The Partnership's line of credit bears interest at a variable rate, tied to
the prime rate. As a result, the Partnership's primary market risk exposure with
respect to its obligations is to changes in interest rates, which will affect
the interest cost of outstanding amounts on the line of credit. The Partnership
may also suffer market risk tied to general trends affecting real estate values
that may impact the Partnership's security for its loans.

The Partnership's primary market risk in terms of its profitability is the
exposure to fluctuations in earnings resulting from fluctuations in general
interest rates. The majority of the Partnership's mortgage loans earn interest
at fixed rates. Changes in interest rates may also affect the value of the
Partnership's investment in mortgage loans and the rates at which the
Partnership reinvests funds obtained from loan repayments and new capital
contributions from limited partners. If interest rates increase, the interest
rates the Partnership obtains from reinvested funds will generally increase, but
the value of the Partnership's existing loans at fixed rates will generally tend
to decrease.
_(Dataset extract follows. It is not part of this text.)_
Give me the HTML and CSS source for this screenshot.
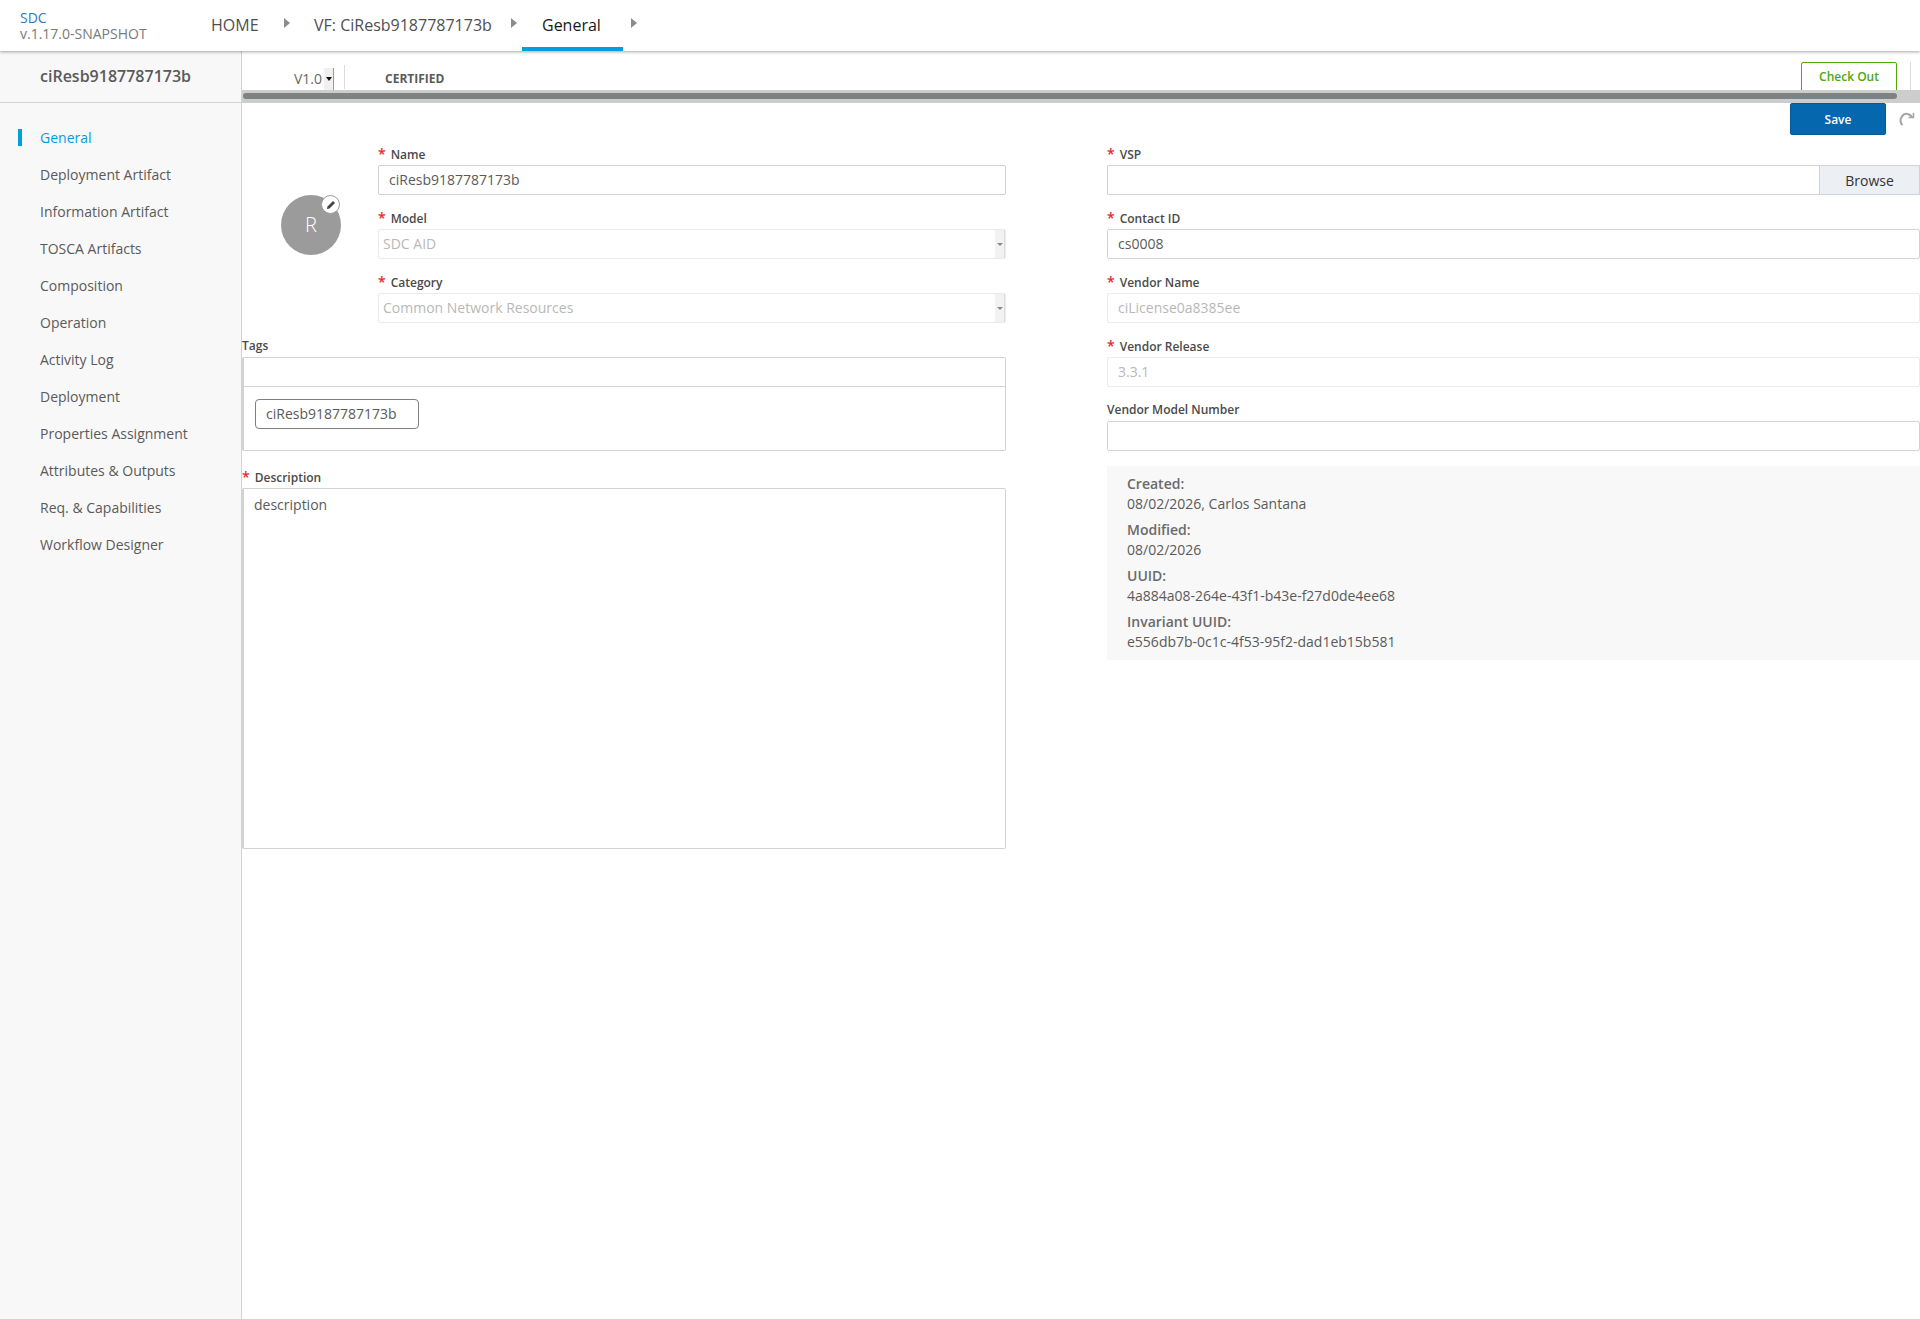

The risk is mitigated by the fact that the Partnership does not
intend to sell its loan portfolio, rather such loans are held until they are
paid off. If interest rates decrease, the amounts becoming available to the
Partnership for investment due to repayment of Partnership loans may be
reinvested at lower rates than the Partnership had been able to obtain in prior
investments, or than the rates on the repaid loans. In addition, interest rate
decreases may encourage borrowers to refinance their loans with the Partnership
at a time where the Partnership is unable to reinvest in loans of comparable
value.

The Partnership does not hedge or otherwise seek to manage interest rate
risk. The Partnership does not enter into risk sensitive instruments for trading
purposes.


20


ASSET QUALITY

A consequence of lending activities is that occasionally losses will be
experienced and that the amount of such losses will vary from time to time,
depending upon the risk characteristics of the loan portfolio as affected by
economic conditions and the financial experiences of borrowers. Many of these
factors are beyond the control of the general partners. There is no precise
method of predicting specific losses or amounts that ultimately may be charged
off on particular segments of the loan portfolio, especially in light of the
current economic environment.

The conclusion that a loan may become uncollectible, in whole or in part,
is a matter of judgment. Although institutional lenders are subject to
requirements and regulations that, among other things, require them to perform
ongoing analyses of their portfolios, loan-to-value ratios, reserves, etc., and
to obtain and maintain current information regarding their borrowers and the
securing properties, the Partnership is not subject to these regulations and has
not adopted certain of these practices. Rather, the general partners, in
connection with the periodic closing of the accounting records of the
Partnership and the preparation of the financial statements, determine whether
the allowance for loan losses is adequate to cover potential loan losses of the
Partnership. As of March 31, 2005 the general partners have determined that the
allowance for loan losses of $735,613 (8.04% of net assets) is adequate in
amount. Because of the number of variables involved, the magnitude of the swings
possible and the general partners' inability to control many of these factors,
actual results may and do sometimes differ significantly from estimates made by
the general partners. As of March 31, 2005, two loans totaling $206,504 were
delinquent 90 days or more in interest payments. Of these two, one loan totaling
$96,716 was also categorized as impaired. Management believes that there is
sufficient collateral to cover the amount outstanding to the Partnership on both
of these loans. Additionally, the loan that is not impaired is still accruing
interest. The allowance for loan losses of $735,613 as of March 31, 2005 is
considered reasonable to offset potential loss in loan collections in the
future.


Part I - Item 4. Controls and Procedures

As of March 31, 2005, the Partnership carried out an evaluation, under the
supervision and with the participation of the general partners of the
effectiveness of the design and operation of the Partnership's disclosure
controls and procedures pursuant to Rule 13a-15 of the Securities Exchange Act
of 1934, as amended. Based upon that evaluation, the general partners concluded
that the Partnership's disclosure controls and procedures are effective in
timely alerting the general partners to material information relating to the
Partnership that is required to be included in our periodic filings with the
Securities and Exchange Commission. There were no significant changes in the
Partnership's internal control over financial reporting during the Partnership's
first fiscal quarter that have materially affected, or are reasonably likely to
materially affect, the Partnership's internal control over financial reporting.


21


PART II - OTHER INFORMATION


Item 1. Legal Proceedings

The Partnership periodically is a defendant in various legal
actions. Please refer to Note 10 of the Financial Statements.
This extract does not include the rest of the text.